** What the exercise asks **
Return all lines below containing the word "this".
-- Material shown start --
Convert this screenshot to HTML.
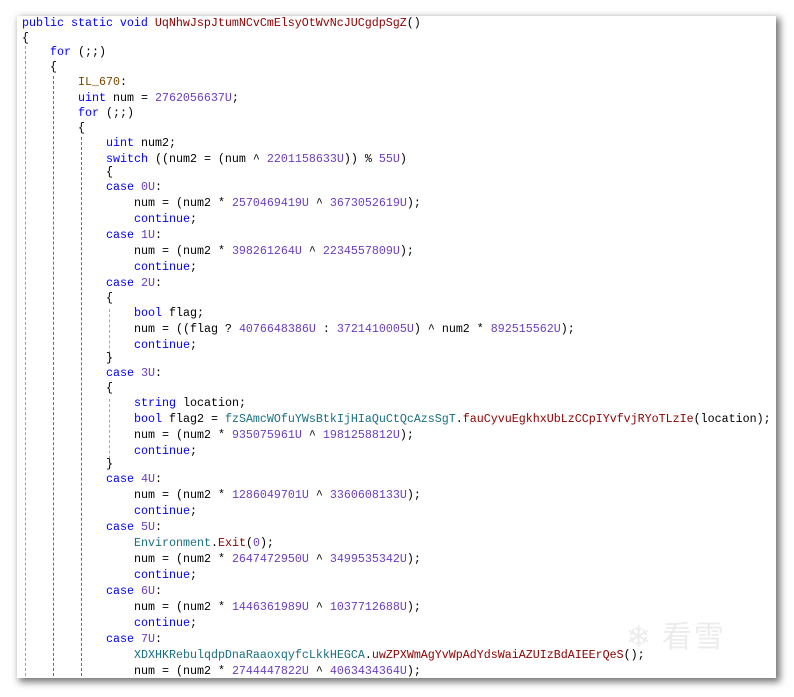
<!DOCTYPE html>
<html><head><meta charset="utf-8"><style>
html,body{margin:0;padding:0;background:#fff;width:794px;height:697px;overflow:hidden}
#p{position:absolute;left:17px;top:16px;width:759px;height:662px;background:#fff;box-shadow:3px 3px 7px 1px rgba(0,0,0,.55);overflow:hidden}
.l{position:absolute;left:0;height:16px;line-height:16px;white-space:pre;font-family:"Liberation Mono","Noto Sans CJK SC",monospace;font-size:11.67px;color:#000}
.k{color:#0000ff}.m{color:#8b0000}.t{color:#1a6f7f}.n{color:#6a3dbf}.b{color:#7a4800}
.g{position:absolute;width:0;border-left:1px dashed}
#wm{position:absolute;left:626px;top:612px;font-family:"Noto Sans CJK SC",sans-serif;font-size:30px;color:#ececec;letter-spacing:2px}
</style></head><body>
<div id="p">
<div class="g" style="left:8px;top:30px;height:640px;border-color:#7f9fff"></div>
<div class="g" style="left:36px;top:60px;height:610px;border-color:#e020c0"></div>
<div class="g" style="left:64px;top:121px;height:549px;border-color:#e020c0"></div>
<div class="g" style="left:92px;top:293px;height:50px;border-color:#aaa"></div>
<div class="g" style="left:92px;top:383px;height:70px;border-color:#aaa"></div>
</div>
<div id="wm">❄ 看雪</div>
<div style="position:absolute;left:0;top:0">
<div class="l" style="left:22px;top:15px"><span class="k">public static void </span><span class="m">UqNhwJspJtumNCvCmElsyOtWvNcJUCgdpSgZ</span>()</div>
<div class="l" style="left:22px;top:30px">{</div>
<div class="l" style="left:50px;top:44px"><span class="k">for</span> (;;)</div>
<div class="l" style="left:50px;top:59px">{</div>
<div class="l" style="left:78px;top:74px"><span class="b">IL_670</span>:</div>
<div class="l" style="left:78px;top:90px"><span class="k">uint</span> num = <span class="n">2762056637U</span>;</div>
<div class="l" style="left:78px;top:105px"><span class="k">for</span> (;;)</div>
<div class="l" style="left:78px;top:120px">{</div>
<div class="l" style="left:106px;top:135px"><span class="k">uint</span> num2;</div>
<div class="l" style="left:106px;top:151px"><span class="k">switch</span> ((num2 = (num ^ <span class="n">2201158633U</span>)) % <span class="n">55U</span>)</div>
<div class="l" style="left:106px;top:164px">{</div>
<div class="l" style="left:106px;top:179px"><span class="k">case</span> <span class="n">0U</span>:</div>
<div class="l" style="left:134px;top:195px">num = (num2 * <span class="n">2570469419U</span> ^ <span class="n">3673052619U</span>);</div>
<div class="l" style="left:134px;top:211px"><span class="k">continue</span>;</div>
<div class="l" style="left:106px;top:227px"><span class="k">case</span> <span class="n">1U</span>:</div>
<div class="l" style="left:134px;top:243px">num = (num2 * <span class="n">398261264U</span> ^ <span class="n">2234557809U</span>);</div>
<div class="l" style="left:134px;top:259px"><span class="k">continue</span>;</div>
<div class="l" style="left:106px;top:275px"><span class="k">case</span> <span class="n">2U</span>:</div>
<div class="l" style="left:106px;top:290px">{</div>
<div class="l" style="left:134px;top:305px"><span class="k">bool</span> flag;</div>
<div class="l" style="left:134px;top:321px">num = ((flag ? <span class="n">4076648386U</span> : <span class="n">3721410005U</span>) ^ num2 * <span class="n">892515562U</span>);</div>
<div class="l" style="left:134px;top:337px"><span class="k">continue</span>;</div>
<div class="l" style="left:106px;top:350px">}</div>
<div class="l" style="left:106px;top:365px"><span class="k">case</span> <span class="n">3U</span>:</div>
<div class="l" style="left:106px;top:380px">{</div>
<div class="l" style="left:134px;top:395px"><span class="k">string</span> location;</div>
<div class="l" style="left:134px;top:411px"><span class="k">bool</span> flag2 = <span class="t">fzSAmcWOfuYWsBtkIjHIaQuCtQcAzsSgT</span>.<span class="m">fauCyvuEgkhxUbLzCCpIYvfvjRYoTLzIe</span>(location);</div>
<div class="l" style="left:134px;top:427px">num = (num2 * <span class="n">935075961U</span> ^ <span class="n">1981258812U</span>);</div>
<div class="l" style="left:134px;top:443px"><span class="k">continue</span>;</div>
<div class="l" style="left:106px;top:456px">}</div>
<div class="l" style="left:106px;top:471px"><span class="k">case</span> <span class="n">4U</span>:</div>
<div class="l" style="left:134px;top:487px">num = (num2 * <span class="n">1286049701U</span> ^ <span class="n">3360608133U</span>);</div>
<div class="l" style="left:134px;top:503px"><span class="k">continue</span>;</div>
<div class="l" style="left:106px;top:519px"><span class="k">case</span> <span class="n">5U</span>:</div>
<div class="l" style="left:134px;top:535px"><span class="t">Environment</span>.<span class="m">Exit</span>(<span class="n">0</span>);</div>
<div class="l" style="left:134px;top:551px">num = (num2 * <span class="n">2647472950U</span> ^ <span class="n">3499535342U</span>);</div>
<div class="l" style="left:134px;top:567px"><span class="k">continue</span>;</div>
<div class="l" style="left:106px;top:583px"><span class="k">case</span> <span class="n">6U</span>:</div>
<div class="l" style="left:134px;top:599px">num = (num2 * <span class="n">1446361989U</span> ^ <span class="n">1037712688U</span>);</div>
<div class="l" style="left:134px;top:615px"><span class="k">continue</span>;</div>
<div class="l" style="left:106px;top:631px"><span class="k">case</span> <span class="n">7U</span>:</div>
<div class="l" style="left:134px;top:647px"><span class="t">XDXHKRebulqdpDnaRaaoxqyfcLkkHEGCA</span>.<span class="m">uwZPXWmAgYvWpAdYdsWaiAZUIzBdAIEErQeS</span>();</div>
<div class="l" style="left:134px;top:663px">num = (num2 * <span class="n">2744447822U</span> ^ <span class="n">4063434364U</span>);</div>
</div>
<div style="position:absolute;left:776px;top:0;width:18px;height:697px;background:#fff;z-index:-1"></div>
</body></html>
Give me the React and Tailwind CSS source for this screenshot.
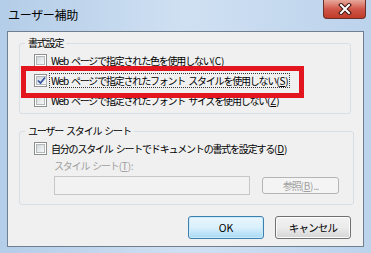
import React from "react";

const font = { fontFamily: '"Meiryo UI", "Noto Sans CJK JP", "Noto Sans", sans-serif' };

// Windows 7 風チェックボックス
const CheckBox = ({ checked }) => (
  <span className="w-[13px] h-[13px] border border-[#8e8f8f] bg-white p-[1px] flex shrink-0">
    <span className="flex-1 border border-[#b3b8bd] bg-gradient-to-br from-[#d4d8dc] to-[#f8f8f8] flex items-center justify-center">
      {checked && (
        <svg width="9" height="9" viewBox="0 0 9 9">
          <path d="M1 4.5 L3.5 7 L8 1.5" fill="none" stroke="#2a4ea0" strokeWidth="1.6" />
        </svg>
      )}
    </span>
  </span>
);

// アクセスキー (X)
const Key = ({ k }) => (
  <span className="tracking-[-0.2px]">
    (<u>{k}</u>)
  </span>
);

const Row = ({ checked, children, focus }) => (
  <div className="h-[20px] flex items-center gap-[3px]">
    <CheckBox checked={checked} />
    <span
      className={
        "leading-[13px] px-[1px] whitespace-nowrap " +
        (focus ? "outline outline-1 outline-dotted outline-[#333]" : "")
      }
    >
      {children}
    </span>
  </div>
);

export default function App() {
  return (
    <div
      style={font}
      className="relative w-[371px] h-[253px] bg-gradient-to-r from-[#b4cde8] via-[#cfe0f2] to-[#bcd3ec] flex flex-col text-[10px] text-black tracking-[-1.2px] [word-spacing:2px] overflow-hidden"
    >
      {/* タイトルバー */}
      <div className="h-[31px] flex items-start justify-between pl-[8px] pr-[5px]">
        <span className="mt-[6px] text-[12px] tracking-[-0.3px]">ユーザー補助</span>
        <div className="w-[43px] h-[19px] rounded-b-[4px] border border-t-0 border-[#6b2f2a] bg-gradient-to-b from-[#e6a89c] via-[#d0574a] to-[#c03a28] flex items-center justify-center">
          <svg width="14" height="12" viewBox="0 0 14 12">
            <path d="M3 2 L11 10 M11 2 L3 10" stroke="#3a1410" strokeWidth="4" strokeLinecap="square" />
            <path d="M3 2 L11 10 M11 2 L3 10" stroke="#ffffff" strokeWidth="2" strokeLinecap="square" />
          </svg>
        </div>
      </div>

      {/* クライアント領域 */}
      <div className="mx-[7px] h-[216px] border border-[#6f7f90] bg-[#f0f0f0] flex flex-col">
        <fieldset className="ml-[11px] mr-[12px] mt-[4px] border border-[#d5dfe5] rounded-[3px] px-[14px] pb-[3px]">
          <legend className="ml-[-9px] px-[3px] leading-[14px]">書式設定</legend>
          <Row>
            Web ページで指定された色を使用しない<Key k="C" />
          </Row>
          <Row checked focus>
            Web ページで指定されたフォント スタイルを使用しない<Key k="S" />
          </Row>
          <Row>
            Web ページで指定されたフォント サイズを使用しない<Key k="Z" />
          </Row>
        </fieldset>

        <fieldset className="ml-[11px] mr-[12px] mt-[10px] border border-[#d5dfe5] rounded-[3px] px-[14px] pb-[9px]">
          <legend className="ml-[-9px] px-[3px] leading-[14px]">ユーザー スタイル シート</legend>
          <Row>
            自分のスタイル シートでドキュメントの書式を設定する<Key k="D" />
          </Row>
          <div className="pl-[20px] text-[#a0a0a0] leading-[13px] mt-[1px]">
            スタイル シート<Key k="T" />:
          </div>
          <div className="pl-[20px] mt-[4px] flex items-center gap-[12px]">
            <div className="w-[196px] h-[19px] border border-[#c7c7c7] bg-[#f2f2f2]" />
            <div className="w-[77px] h-[17px] border border-[#b5b5b5] rounded-[3px] bg-[#f4f4f4] text-[#a0a0a0] flex items-center justify-center">
              参照<Key k="B" />...
            </div>
          </div>
        </fieldset>

        <div className="mt-auto mb-[7px] mr-[12px] flex justify-end gap-[11px] text-[10.5px] tracking-normal">
          <button className="w-[76px] h-[23px] border border-[#3c7fb1] rounded-[3px] bg-gradient-to-b from-[#eaf6fd] via-[#d9f0fc] to-[#a7d9f5] shadow-[inset_0_0_0_1px_#cbe9f9] flex items-center justify-center">
            OK
          </button>
          <button className="w-[76px] h-[23px] border border-[#707070] rounded-[3px] bg-gradient-to-b from-[#f2f2f2] via-[#ebebeb] to-[#d5d5d5] shadow-[inset_0_0_0_1px_#fcfcfc] flex items-center justify-center tracking-[-0.8px]">
            キャンセル
          </button>
        </div>
      </div>

      {/* 赤い強調枠 */}
      <div className="absolute left-[21px] top-[66px] w-[283px] h-[32px] border-[5px] border-[#e3161f]" />
    </div>
  );
}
-- Material shown end --
** Finished task **
Convert this screenshot to HTML.
Give me the React and Tailwind CSS source for this screenshot.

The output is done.